▸ EXERCISE BRIEF
Isolate every line in the data with the string "components" and copy it.

▸ DATASET EXCERPT
===============

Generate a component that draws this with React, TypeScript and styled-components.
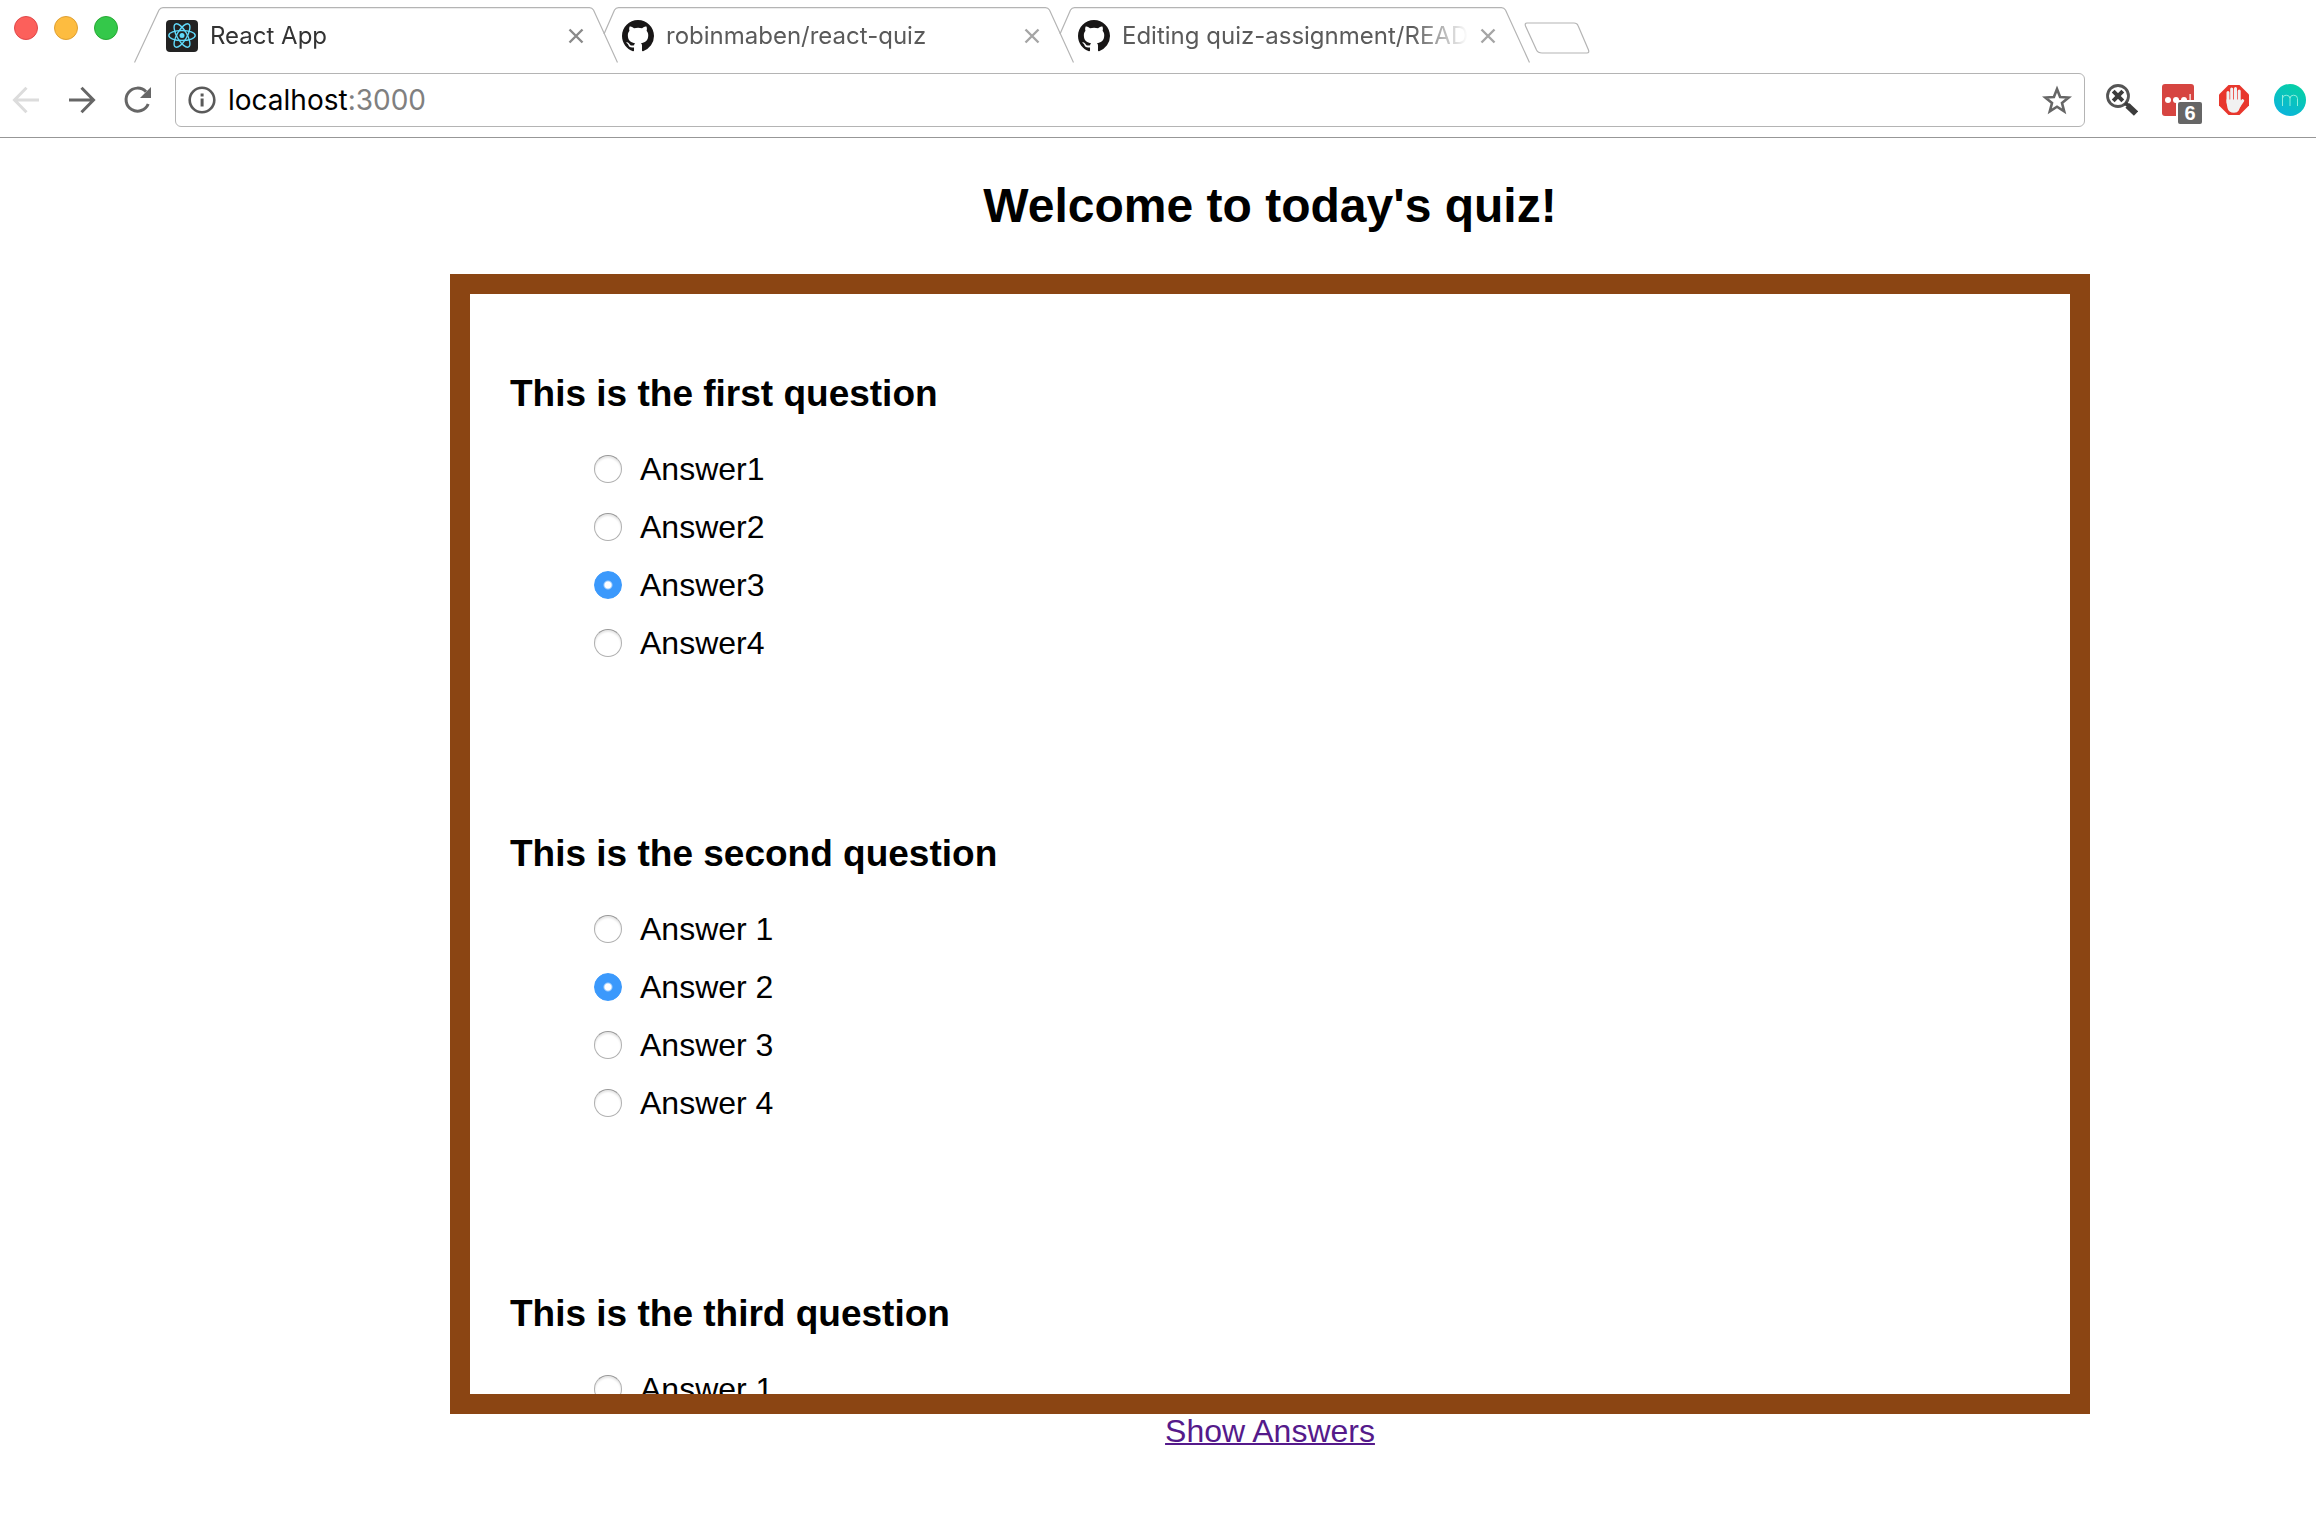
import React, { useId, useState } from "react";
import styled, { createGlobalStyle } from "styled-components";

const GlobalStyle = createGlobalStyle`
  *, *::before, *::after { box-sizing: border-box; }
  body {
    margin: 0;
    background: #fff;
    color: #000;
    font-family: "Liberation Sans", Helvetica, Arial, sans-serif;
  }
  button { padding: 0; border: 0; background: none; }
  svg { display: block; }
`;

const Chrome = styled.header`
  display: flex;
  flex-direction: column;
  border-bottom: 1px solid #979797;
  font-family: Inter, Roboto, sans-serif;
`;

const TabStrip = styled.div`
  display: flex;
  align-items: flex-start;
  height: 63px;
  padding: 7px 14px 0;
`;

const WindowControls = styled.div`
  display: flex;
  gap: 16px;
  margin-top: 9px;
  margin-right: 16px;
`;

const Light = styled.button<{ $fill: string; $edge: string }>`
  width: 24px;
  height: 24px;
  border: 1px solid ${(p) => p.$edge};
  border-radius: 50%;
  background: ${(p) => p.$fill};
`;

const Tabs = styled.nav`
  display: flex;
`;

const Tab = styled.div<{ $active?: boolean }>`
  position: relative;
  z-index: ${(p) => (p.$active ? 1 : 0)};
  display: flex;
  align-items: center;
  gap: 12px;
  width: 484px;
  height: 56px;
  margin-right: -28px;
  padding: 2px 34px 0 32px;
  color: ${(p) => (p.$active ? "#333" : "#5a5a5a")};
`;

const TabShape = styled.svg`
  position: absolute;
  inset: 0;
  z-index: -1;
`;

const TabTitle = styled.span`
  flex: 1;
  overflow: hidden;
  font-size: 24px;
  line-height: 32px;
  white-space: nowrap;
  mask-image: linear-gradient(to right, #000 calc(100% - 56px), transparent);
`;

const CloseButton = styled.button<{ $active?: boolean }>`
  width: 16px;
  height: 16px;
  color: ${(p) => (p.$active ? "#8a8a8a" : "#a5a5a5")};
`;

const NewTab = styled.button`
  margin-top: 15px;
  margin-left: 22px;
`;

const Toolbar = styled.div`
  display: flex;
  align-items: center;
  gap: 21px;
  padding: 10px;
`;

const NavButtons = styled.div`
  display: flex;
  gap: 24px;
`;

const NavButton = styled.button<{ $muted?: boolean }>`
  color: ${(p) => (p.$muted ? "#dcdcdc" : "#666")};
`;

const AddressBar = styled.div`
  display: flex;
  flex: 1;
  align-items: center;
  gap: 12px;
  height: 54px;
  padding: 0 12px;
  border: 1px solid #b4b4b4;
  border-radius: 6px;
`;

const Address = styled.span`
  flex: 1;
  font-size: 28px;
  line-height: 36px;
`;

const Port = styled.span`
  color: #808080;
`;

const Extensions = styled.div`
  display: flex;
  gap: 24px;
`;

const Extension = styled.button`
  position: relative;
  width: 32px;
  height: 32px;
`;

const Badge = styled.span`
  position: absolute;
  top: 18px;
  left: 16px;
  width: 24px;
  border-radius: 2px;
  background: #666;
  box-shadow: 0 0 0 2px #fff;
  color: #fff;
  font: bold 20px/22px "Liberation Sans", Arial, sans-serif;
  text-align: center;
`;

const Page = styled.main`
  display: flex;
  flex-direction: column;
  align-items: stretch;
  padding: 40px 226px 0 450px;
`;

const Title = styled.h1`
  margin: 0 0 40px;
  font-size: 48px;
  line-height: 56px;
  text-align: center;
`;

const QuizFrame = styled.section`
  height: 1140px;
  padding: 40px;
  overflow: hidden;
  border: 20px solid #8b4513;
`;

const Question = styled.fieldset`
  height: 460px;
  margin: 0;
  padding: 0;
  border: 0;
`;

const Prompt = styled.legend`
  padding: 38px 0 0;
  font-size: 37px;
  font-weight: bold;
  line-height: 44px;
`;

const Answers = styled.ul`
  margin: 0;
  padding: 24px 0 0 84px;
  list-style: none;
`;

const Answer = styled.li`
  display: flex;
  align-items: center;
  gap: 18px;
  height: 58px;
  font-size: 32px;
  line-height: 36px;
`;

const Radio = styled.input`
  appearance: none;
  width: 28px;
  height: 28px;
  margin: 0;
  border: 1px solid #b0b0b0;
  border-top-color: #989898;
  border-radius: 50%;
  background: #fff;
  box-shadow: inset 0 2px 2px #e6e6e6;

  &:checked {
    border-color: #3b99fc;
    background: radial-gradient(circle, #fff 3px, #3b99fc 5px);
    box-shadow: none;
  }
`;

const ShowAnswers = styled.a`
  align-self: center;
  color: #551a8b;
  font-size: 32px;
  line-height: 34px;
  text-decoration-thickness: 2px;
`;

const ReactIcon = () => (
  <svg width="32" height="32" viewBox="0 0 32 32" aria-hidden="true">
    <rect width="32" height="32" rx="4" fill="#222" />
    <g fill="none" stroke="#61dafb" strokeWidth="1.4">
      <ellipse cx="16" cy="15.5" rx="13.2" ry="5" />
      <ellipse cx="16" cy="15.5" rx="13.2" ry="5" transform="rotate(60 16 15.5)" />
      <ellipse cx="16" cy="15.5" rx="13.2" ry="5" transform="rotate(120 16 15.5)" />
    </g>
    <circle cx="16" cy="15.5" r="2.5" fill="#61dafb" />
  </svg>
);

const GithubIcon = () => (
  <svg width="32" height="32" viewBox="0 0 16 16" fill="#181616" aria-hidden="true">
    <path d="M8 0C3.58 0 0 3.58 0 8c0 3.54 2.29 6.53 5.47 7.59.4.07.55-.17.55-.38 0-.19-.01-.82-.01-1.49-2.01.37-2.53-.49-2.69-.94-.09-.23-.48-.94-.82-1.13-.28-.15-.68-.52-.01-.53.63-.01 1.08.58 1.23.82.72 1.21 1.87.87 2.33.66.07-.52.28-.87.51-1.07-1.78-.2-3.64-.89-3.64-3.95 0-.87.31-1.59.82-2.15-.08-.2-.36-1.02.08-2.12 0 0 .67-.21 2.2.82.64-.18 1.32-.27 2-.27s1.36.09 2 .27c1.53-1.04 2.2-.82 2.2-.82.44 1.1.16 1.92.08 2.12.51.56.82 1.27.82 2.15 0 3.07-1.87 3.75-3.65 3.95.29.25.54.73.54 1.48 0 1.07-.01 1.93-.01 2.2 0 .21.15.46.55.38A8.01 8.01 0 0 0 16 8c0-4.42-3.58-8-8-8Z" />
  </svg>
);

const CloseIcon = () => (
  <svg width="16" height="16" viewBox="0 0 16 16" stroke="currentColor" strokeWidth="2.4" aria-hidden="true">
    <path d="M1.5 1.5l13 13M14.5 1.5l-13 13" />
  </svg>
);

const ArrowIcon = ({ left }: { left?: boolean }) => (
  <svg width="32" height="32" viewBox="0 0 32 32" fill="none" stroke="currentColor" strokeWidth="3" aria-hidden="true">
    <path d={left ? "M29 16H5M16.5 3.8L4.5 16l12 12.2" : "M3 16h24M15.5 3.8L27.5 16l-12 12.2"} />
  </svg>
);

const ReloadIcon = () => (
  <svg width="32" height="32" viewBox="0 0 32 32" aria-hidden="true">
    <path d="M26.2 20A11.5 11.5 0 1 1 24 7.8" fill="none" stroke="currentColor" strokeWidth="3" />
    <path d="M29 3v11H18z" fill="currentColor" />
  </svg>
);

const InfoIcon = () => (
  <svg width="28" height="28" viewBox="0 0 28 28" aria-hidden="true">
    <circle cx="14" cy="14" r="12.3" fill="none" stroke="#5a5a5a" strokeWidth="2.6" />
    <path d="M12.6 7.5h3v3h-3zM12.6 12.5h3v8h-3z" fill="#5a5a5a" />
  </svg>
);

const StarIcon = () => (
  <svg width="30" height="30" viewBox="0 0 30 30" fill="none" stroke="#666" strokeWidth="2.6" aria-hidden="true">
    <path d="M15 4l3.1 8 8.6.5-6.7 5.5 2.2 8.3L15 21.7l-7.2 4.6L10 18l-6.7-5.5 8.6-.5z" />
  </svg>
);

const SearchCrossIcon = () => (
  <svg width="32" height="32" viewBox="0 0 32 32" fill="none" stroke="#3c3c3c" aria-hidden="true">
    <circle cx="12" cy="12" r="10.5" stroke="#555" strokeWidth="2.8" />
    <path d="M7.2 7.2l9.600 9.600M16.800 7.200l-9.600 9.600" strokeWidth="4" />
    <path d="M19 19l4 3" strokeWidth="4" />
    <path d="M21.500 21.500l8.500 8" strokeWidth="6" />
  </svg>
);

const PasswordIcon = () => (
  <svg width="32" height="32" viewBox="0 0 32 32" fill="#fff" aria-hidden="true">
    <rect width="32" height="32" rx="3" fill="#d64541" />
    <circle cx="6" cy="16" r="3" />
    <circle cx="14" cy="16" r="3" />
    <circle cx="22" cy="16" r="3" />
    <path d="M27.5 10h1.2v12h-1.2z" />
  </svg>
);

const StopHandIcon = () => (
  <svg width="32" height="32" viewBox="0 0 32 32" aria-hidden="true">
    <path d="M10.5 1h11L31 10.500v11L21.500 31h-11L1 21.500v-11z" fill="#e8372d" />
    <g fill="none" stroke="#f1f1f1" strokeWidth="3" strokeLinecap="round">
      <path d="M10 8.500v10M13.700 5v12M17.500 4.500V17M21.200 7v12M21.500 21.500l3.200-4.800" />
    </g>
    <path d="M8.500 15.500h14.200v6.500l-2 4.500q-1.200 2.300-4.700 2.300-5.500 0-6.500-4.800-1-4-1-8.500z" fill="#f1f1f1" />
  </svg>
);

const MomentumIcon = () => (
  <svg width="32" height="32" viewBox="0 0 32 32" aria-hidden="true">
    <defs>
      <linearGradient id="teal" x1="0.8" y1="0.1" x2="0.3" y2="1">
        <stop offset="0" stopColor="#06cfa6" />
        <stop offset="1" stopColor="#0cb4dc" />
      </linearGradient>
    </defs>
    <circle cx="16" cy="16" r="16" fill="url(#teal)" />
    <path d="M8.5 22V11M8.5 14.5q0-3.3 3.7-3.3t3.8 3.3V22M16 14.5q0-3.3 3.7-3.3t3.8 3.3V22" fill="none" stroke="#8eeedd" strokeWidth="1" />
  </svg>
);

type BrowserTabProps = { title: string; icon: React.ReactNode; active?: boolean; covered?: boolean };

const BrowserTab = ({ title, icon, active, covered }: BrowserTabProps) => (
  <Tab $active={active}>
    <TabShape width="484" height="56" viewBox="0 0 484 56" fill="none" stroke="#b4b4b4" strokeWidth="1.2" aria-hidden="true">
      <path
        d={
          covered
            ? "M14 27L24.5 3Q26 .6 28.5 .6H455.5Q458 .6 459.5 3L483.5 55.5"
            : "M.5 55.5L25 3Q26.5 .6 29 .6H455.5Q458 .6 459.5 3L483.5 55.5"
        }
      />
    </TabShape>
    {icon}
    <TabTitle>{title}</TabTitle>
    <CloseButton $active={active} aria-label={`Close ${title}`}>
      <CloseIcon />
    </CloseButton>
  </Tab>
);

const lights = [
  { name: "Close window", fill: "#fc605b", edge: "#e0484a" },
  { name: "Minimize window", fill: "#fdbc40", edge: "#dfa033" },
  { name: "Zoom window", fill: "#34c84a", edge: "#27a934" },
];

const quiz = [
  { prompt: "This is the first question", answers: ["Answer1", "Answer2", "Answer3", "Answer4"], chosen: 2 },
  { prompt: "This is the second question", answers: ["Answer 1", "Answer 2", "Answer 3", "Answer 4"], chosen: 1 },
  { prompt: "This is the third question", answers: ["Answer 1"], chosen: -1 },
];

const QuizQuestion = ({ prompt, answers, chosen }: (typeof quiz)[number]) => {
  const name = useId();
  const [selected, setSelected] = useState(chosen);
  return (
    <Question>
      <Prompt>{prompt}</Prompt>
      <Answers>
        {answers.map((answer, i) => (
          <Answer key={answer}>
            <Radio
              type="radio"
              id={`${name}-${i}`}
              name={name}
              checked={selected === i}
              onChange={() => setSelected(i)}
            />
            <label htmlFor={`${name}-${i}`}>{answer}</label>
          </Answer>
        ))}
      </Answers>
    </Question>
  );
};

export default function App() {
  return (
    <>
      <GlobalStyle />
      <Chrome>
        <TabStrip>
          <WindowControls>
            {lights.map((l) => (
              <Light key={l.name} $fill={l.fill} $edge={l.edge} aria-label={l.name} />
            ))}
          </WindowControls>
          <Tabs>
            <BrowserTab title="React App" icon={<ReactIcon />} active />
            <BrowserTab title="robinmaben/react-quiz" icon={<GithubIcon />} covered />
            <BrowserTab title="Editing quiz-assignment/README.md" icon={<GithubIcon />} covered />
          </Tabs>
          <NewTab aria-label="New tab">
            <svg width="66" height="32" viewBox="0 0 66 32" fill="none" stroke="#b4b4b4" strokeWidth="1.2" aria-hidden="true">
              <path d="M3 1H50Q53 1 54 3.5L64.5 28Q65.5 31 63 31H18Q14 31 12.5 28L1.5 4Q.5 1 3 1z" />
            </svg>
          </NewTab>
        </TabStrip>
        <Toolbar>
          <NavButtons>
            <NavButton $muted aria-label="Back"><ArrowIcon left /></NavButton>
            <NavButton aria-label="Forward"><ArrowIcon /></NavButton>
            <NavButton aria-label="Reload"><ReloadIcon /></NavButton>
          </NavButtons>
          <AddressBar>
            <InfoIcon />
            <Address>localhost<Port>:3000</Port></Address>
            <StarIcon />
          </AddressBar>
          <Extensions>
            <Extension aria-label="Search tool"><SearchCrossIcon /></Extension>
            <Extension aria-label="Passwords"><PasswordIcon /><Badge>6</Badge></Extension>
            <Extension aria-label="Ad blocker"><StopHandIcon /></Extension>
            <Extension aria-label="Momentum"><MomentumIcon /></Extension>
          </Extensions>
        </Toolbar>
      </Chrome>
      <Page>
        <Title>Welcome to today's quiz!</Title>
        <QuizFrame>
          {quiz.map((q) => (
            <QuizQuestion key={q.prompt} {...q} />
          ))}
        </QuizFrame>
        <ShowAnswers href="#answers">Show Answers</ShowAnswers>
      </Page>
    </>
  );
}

===============

▸ WRITTEN RESPONSE
Generate a component that draws this with React, TypeScript and styled-components.
import styled, { createGlobalStyle } from "styled-components";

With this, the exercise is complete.